Mais en quoi la Vérité est-elle un mystère d’Amour ? En Dieu, la Vérité et l’Amour ne font qu’un. De notre côté, nous visons à l’unité, mais celle-ci ne nous est pas donnée d’emblée. Nous avons à construire notre unité intérieure. Pour cela, nous disposons de l’intelligence, que nous appelons aussi la raison en tant qu’elle unit les concepts les uns aux autres pour effectuer des raisonnements. Nous disposons aussi de l’affectivité et de la volonté, deux facultés sur lesquelles nous devons nous arrêter pour bien comprendre ce qui se passe en l’homme. Certaines vérités n’ont aucune résonnance affective parce qu’elles n’impliquent pas les personnes, mais d’autres ont cette résonnance parce que nous sentons qu’en un sens, elles nous concernent. Il y a des vérités froides et d’autres qui sont feu !
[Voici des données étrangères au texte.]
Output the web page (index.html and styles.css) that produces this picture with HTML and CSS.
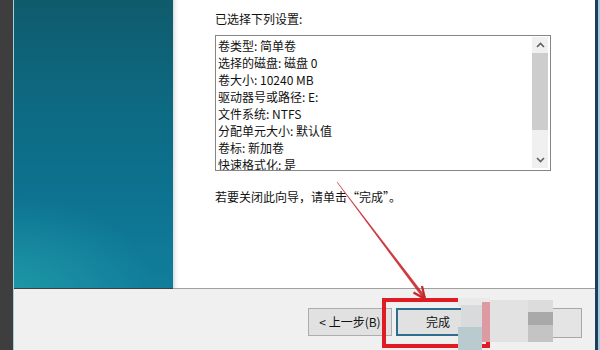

Certes, nous avons encore beaucoup à découvrir sur la primauté de la vérité dans la transmission, beaucoup à développer notamment dans l’expérience et le partage de la vérité dans notre pratique professionnelle quotidienne, mais le chemin que nous avons parcouru jusqu’au Mystère du Christ, tout ensemble Vérité et Vie parce qu’il est Verbe et Fils, ce chemin demeure le pèlerinage essentiel et fondateur de l’initiation intérieure de qui est appelé à enseigner et éduquer.